Monday, March 21, 2016

"Out"

"I've told [my friends] about you.  They all know you're a mental defective - unstable, and not to be trusted."  The guy spat out the words as he stomped off. 

I gaped at his back in shock, disgust and awe battling for supremacy.  I finally turned and walked the other way. 

What happened?  Well, I have a stockroom at work.  It is shared with the other vendor. 

I had mentioned I had some missing product.  I thought this guy could help, and I wanted whoever did it to know I'm not stupid, I know you stole from me, and I will be taking measures. 

Now, when I get to work I pull my carts out of the stockroom.  The candy in question was on a middle shelf on the cart.  It is possible someone stole the product off the cart while I was working, it would be ballsy, but possible. 

However, I thought it was more likely that the key has been copied and used.  Since my stuff is by the door (at the behest of the other vendor, who hides his stuff behind big stacks of empty crates and such), it is easy for people to come in and rummage around in my stuff, or take it.  It's happened.  I've literally walked in and found someone pawing through my stuff "I need a spork". 
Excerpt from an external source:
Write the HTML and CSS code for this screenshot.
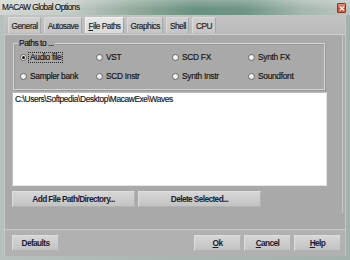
FILE: index.html
```html
<!DOCTYPE html>
<html>
<head>
<meta charset="utf-8">
<link rel="stylesheet" href="styles.css">
</head>
<body>
<div class="window">
  <div class="titlebar">
    <span class="title">MACAW Global Options</span>
    <span class="close"><svg width="6" height="5" viewBox="0 0 6 5"><path d="M0.8 0.5 L5.2 4.5 M5.2 0.5 L0.8 4.5" stroke="#fff" stroke-width="1.3"/></svg></span>
  </div>
  <div class="client">
    <div class="tabs">
      <span class="tab">General</span>
      <span class="tab">Autosave</span>
      <span class="tab active"><u>F</u>ile Paths</span>
      <span class="tab">Graphics</span>
      <span class="tab">Shell</span>
      <span class="tab">CPU</span>
    </div>
    <div class="panel">
      <div class="group">
        <span class="legend">Paths to ...</span>
        <div class="radios">
          <label class="radio"><span class="dot checked"></span><span class="lbl focus">Audio file</span></label>
          <label class="radio"><span class="dot"></span><span class="lbl">VST</span></label>
          <label class="radio"><span class="dot"></span><span class="lbl">SCD FX</span></label>
          <label class="radio"><span class="dot"></span><span class="lbl">Synth FX</span></label>
          <label class="radio"><span class="dot"></span><span class="lbl">Sampler bank</span></label>
          <label class="radio"><span class="dot"></span><span class="lbl">SCD Instr</span></label>
          <label class="radio"><span class="dot"></span><span class="lbl">Synth Instr</span></label>
          <label class="radio"><span class="dot"></span><span class="lbl">Soundfont</span></label>
        </div>
      </div>
      <div class="list">C:\Users\Softpedia\Desktop\MacawExe\Waves</div>
      <div class="btnrow">
        <span class="btn wide">Add File Path/Directory...</span>
        <span class="btn wide">Delete Selected...</span>
      </div>
    </div>
    <div class="bottom">
      <span class="btn small">Defaults</span>
      <span class="spacer"></span>
      <span class="btn small"><u>O</u>k</span>
      <span class="btn small"><u>C</u>ancel</span>
      <span class="btn small"><u>H</u>elp</span>
    </div>
  </div>
</div>
</body>
</html>
```

FILE: styles.css
```css
* { box-sizing: border-box; }
html, body { margin: 0; padding: 0; }
body {
  width: 350px;
  height: 260px;
  overflow: hidden;
  font-family: "Liberation Sans", Arial, sans-serif;
  font-size: 8.4px;
  color: #111;
  -webkit-text-stroke: 0.15px currentColor;
}
.window {
  width: 350px;
  height: 260px;
  display: flex;
  flex-direction: column;
  background: linear-gradient(90deg, #b7c0bd 0%, #a9b5b1 50%, #a3b1ad 100%);
}
.titlebar {
  height: 15px;
  flex: none;
  display: flex;
  align-items: center;
  padding-left: 2px;
  background:
    linear-gradient(rgba(255,255,255,0.25), rgba(255,255,255,0) 60%),
    linear-gradient(90deg, #d2d6d3 0%, #c3cbc6 20%, #93ab9d 38%, #6a917f 55%, #6f9585 70%, #a4b6ad 86%, #bcc6c1 100%);
}
.title {
  font-size: 8.2px;
  letter-spacing: -0.5px;
  color: #111;
  text-shadow: 0 0 3px rgba(255,255,255,0.9);
}
.close {
  margin-left: auto;
  margin-right: 4px;
  margin-top: 1px;
  width: 9px;
  height: 10px;
  border-radius: 1px;
  border: 1px solid #803a2a;
  background: linear-gradient(#ec9178, #cf4a2e 55%, #d9603f);
  display: flex;
  align-items: center;
  justify-content: center;
}
.close svg { display: block; }
.client {
  flex: 1;
  margin: 0 4px 4px 4px;
  display: flex;
  flex-direction: column;
  background: #a9a9a9;
  border-left: 1px solid #c6c6c6;
  border-right: 1px solid #c6c6c6;
}
.tabs {
  height: 20px;
  flex: none;
  display: flex;
  gap: 3px;
  padding: 2px 0 0 3px;
  background: linear-gradient(#c3c3c3, #bababa);
  border-bottom: 1px solid #cfcfcf;
}
.tab {
  height: 16px;
  padding: 0 2.5px;
  display: flex;
  align-items: center;
  font-size: 8.3px;
  letter-spacing: -0.48px;
  color: #1a1a1a;
  background: linear-gradient(#d0d0d0, #c5c5c5);
  border: 1px solid #dadada;
  border-right-color: #a8a8a8;
  border-bottom: none;
}
.tab.active {
  background: linear-gradient(#e8e8e8, #d8d8d8);
  border-color: #f2f2f2;
  border-right-color: #a0a0a0;
}
.panel {
  height: 178px;
  flex: none;
  padding: 8px 0 0 7px;
  border-right: 1px solid #c8c8c8;
  margin-right: 2px;
}
.group {
  margin-left: 1px;
  width: 312px;
  height: 47px;
  padding: 0 0 0 4px;
  border: 1px solid #d4d4d4;
  box-shadow: inset 1px 1px 0 #9a9a9a, 1px 1px 0 #9a9a9a;
}
.legend {
  display: block;
  width: fit-content;
  margin-top: -6px;
  padding: 0 1px;
  line-height: 10px;
  height: 10px;
  background: #a9a9a9;
  letter-spacing: -0.45px;
}
.radios {
  display: grid;
  grid-template-columns: 76px 76px 76px 76px;
  grid-auto-rows: 19px;
}
.radio {
  display: flex;
  align-items: center;
  padding-left: 2px;
}
.dot {
  width: 7px;
  height: 7px;
  border-radius: 50%;
  border: 1px solid #6e6e6e;
  background: radial-gradient(circle at 35% 35%, #ffffff, #d8d8d8);
  flex: none;
  display: flex;
  align-items: center;
  justify-content: center;
  margin-right: 1px;
}
.dot.checked::after {
  content: "";
  width: 3px;
  height: 3px;
  border-radius: 50%;
  background: #111;
}
.lbl {
  padding: 0 1px;
  line-height: 9px;
  letter-spacing: -0.3px;
  border: 1px solid transparent;
}
.lbl.focus { border: 1px dotted #222; }
.list {
  margin-top: 2px;
  width: 315px;
  height: 94px;
  background: #fff;
  border: 1px solid #bdbdbd;
  border-right-color: #e6e6e6;
  border-bottom-color: #e6e6e6;
  padding: 1px 2px;
  letter-spacing: -0.4px;
  color: #111;
}
.btnrow {
  display: flex;
  gap: 3px;
  margin-top: 5px;
}
.btn {
  height: 16px;
  display: flex;
  align-items: center;
  justify-content: center;
  font-weight: bold;
  font-size: 8.3px;
  letter-spacing: -0.6px;
  color: #1b1b33;
  -webkit-text-stroke: 0;
  background: linear-gradient(#d6d6d6, #c3c3c3);
  border: 1px solid #dedede;
  border-right-color: #b2b2b2;
  border-bottom-color: #b2b2b2;
}
.btn.wide { width: 123px; }
.btn.small { width: 47px; }
.bottom {
  margin-top: 16px;
  flex: 1;
  display: flex;
  align-items: center;
  gap: 3px;
  padding: 0 4px 0 7px;
  background: #b1b1b1;
  border-top: 1px solid #c9c9c9;
}
.spacer { flex: 1; }
u { text-decoration: underline; }
```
I brought this up.  The guy immediately went to I was accusing him.  No, I told him.  I said something else but that will give away identity so I won't.  I said I was going to protect my stuff, and let the other vendor's guy's know to keep building their barricade so no one can get at their product.  I said I just wanted it known that I knew someone had been in the stockroom and I didn't appreciate - that's when he went off on me.  Had I been allowed to finish I would have said "I didn't appreciate them ripping off a blind man in a wheelchair." 
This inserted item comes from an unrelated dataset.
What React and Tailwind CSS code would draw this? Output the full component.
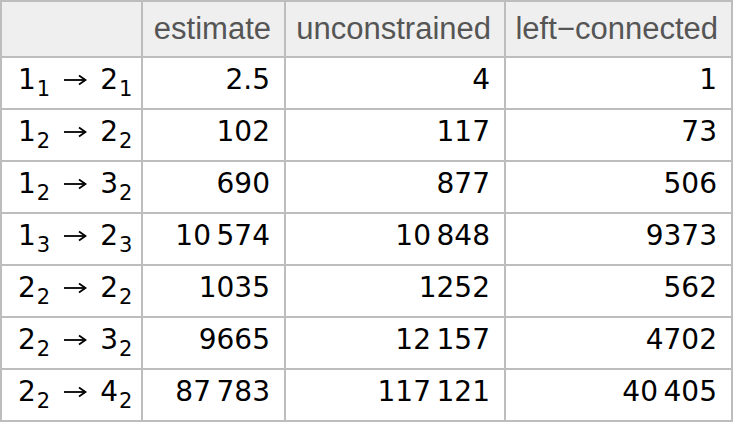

After that, he left me alone.  Clearly, in my mind, he has some mental health issues of his own and I will be avoiding him now. 
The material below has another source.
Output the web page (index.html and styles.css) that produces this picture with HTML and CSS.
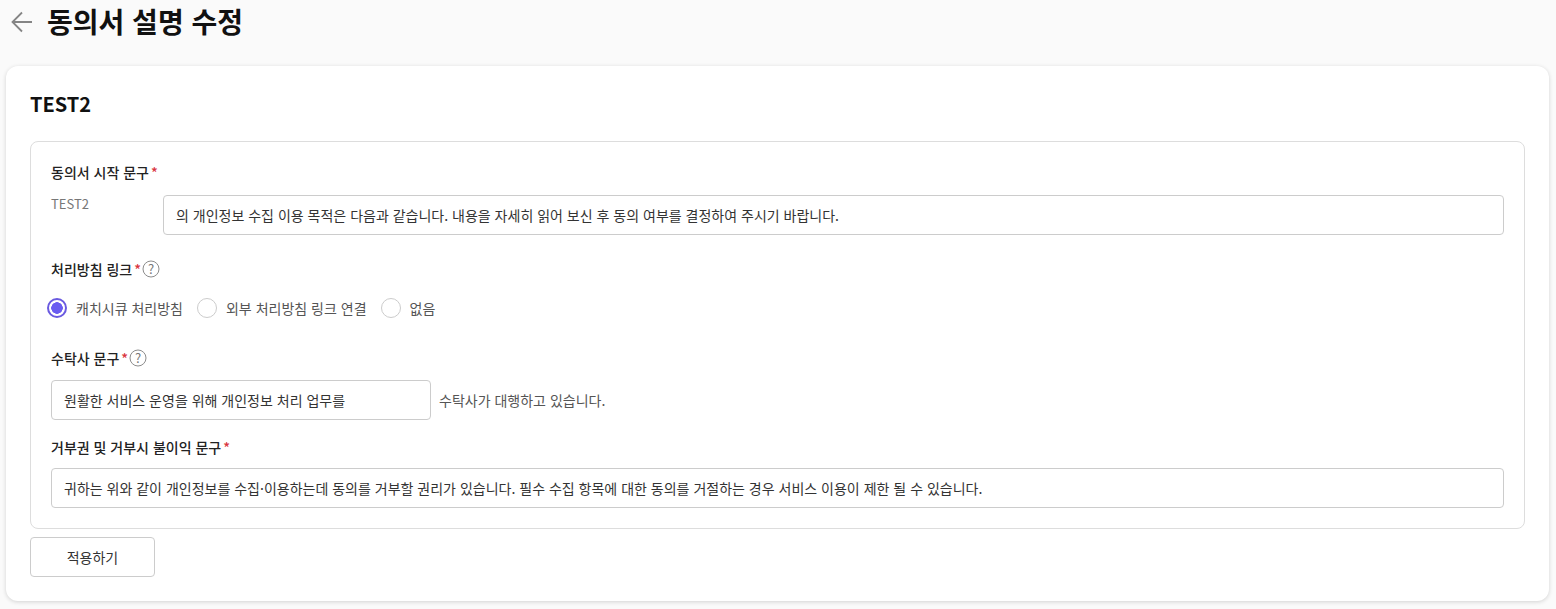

I am still taken aback that he would be so ugly, and go on the attack like that.  I can't be robbed because I take medication every day? 

I am certain guys like him would blame me for being raped, even if I were wearing the full muslim getup, going to church, and carrying a Bible at the time. 

This is the peril of coming out of the closet with mental health issues.  People will use it against you.  About 11 years ago, I was assaulted at work and shoved against a wall.  When I reported it, I was told that I didn't know what happened, I had misinterpreted it, and was I taking medication. 

I was shoved into a wall.  There is not any cause for misinterpretation.  The guy should have been fired or at the very least written up. 

Why?  Because he was angry about granola bar prices and I said I would have to talk to Ron. 

So you have to decide, is the stigma and people getting away with hurting you worth hopefully inspiring people and showing them a good example of "properly medicated"?  Only you can make the choice, but you will have to make that choice. 

I can see why so many hide their illness.  I've decided I won't. 

Now, this could backfire on me big time if Ron died and I was looking for another job.  But I am willing to take the chance. 

Would I still be "out" if I knew?  I don't know. 

I feel like a bitch even saying this.  But it is something you should know before you run around bleating your diagnosis to everyone: some are going to use it against you. 

Ron seldom does that, thank God.  When he does I laugh at him. 

About my day: I had a hard time "going under" last night when I went to sleep.  I just couldn't sleep deeply.  It was very frustrating and I woke up exhausted. 

I took a shower (did my God Time later), got dressed in a black t-shirt and jeans, with my steel toed sneakers.  They have purple shoelaces I installed myself. 

We got there early and I got to work.  I discovered a ripped open box of candy and I counted it.  I had 23.  Supposed to have 24.  I'm sure whoever took it said "It's only one, they can afford it..."

Then I had my exciting encounter with Mr Ignorant.  I can't believe people still dismiss anything I say because I have mental illness.  I'm stable.  I'm, for all intents and purposes, "normal".  I am probably more observant than unmedicated people. 

But ignorance abounds and we have to deal with it, like it or not.  I'm just glad he's not a family member.  All my family, whatever you want to say, were very supportive of my diagnosis and medication, although my sister said "Lithium stopped working for Mom".  Yeah, most likely because she stopped taking it.  Lithium has never "stopped working" for me in the last 10 years. 

Mom was only diagnosed the last 9 years of her life, so she could have had a much better quality of life had she been responsible. 

One last thought, if you really think I am dangerous and unstable, why would you go out of your way to antagonize me?   Don't you think I'll come after you? 

[snort] 

If I had a list, and I don't, that guy would not be anywhere near the top. 

The repairman came and corrected the issues I had.  Good.  He will bring an additional part later this week. 

Then we left.  We came home, I ate some pizza and took a nap.  I got a pretty good nap but was awakened by banging from next door.  They are apparently still working on the air conditioner.

If they had paid a couple hundred dollars for a professional install, it would have been done on Saturday.  Always a bad idea to hire the guy in the dirty white pickup. 

I put the blinds down so Ron can have his "privacy" (spoken in an English accent PRI-vuh-see). 

Tomorrow we do a big supply run so I need to get ready for that. 

I just hate being tired all the time.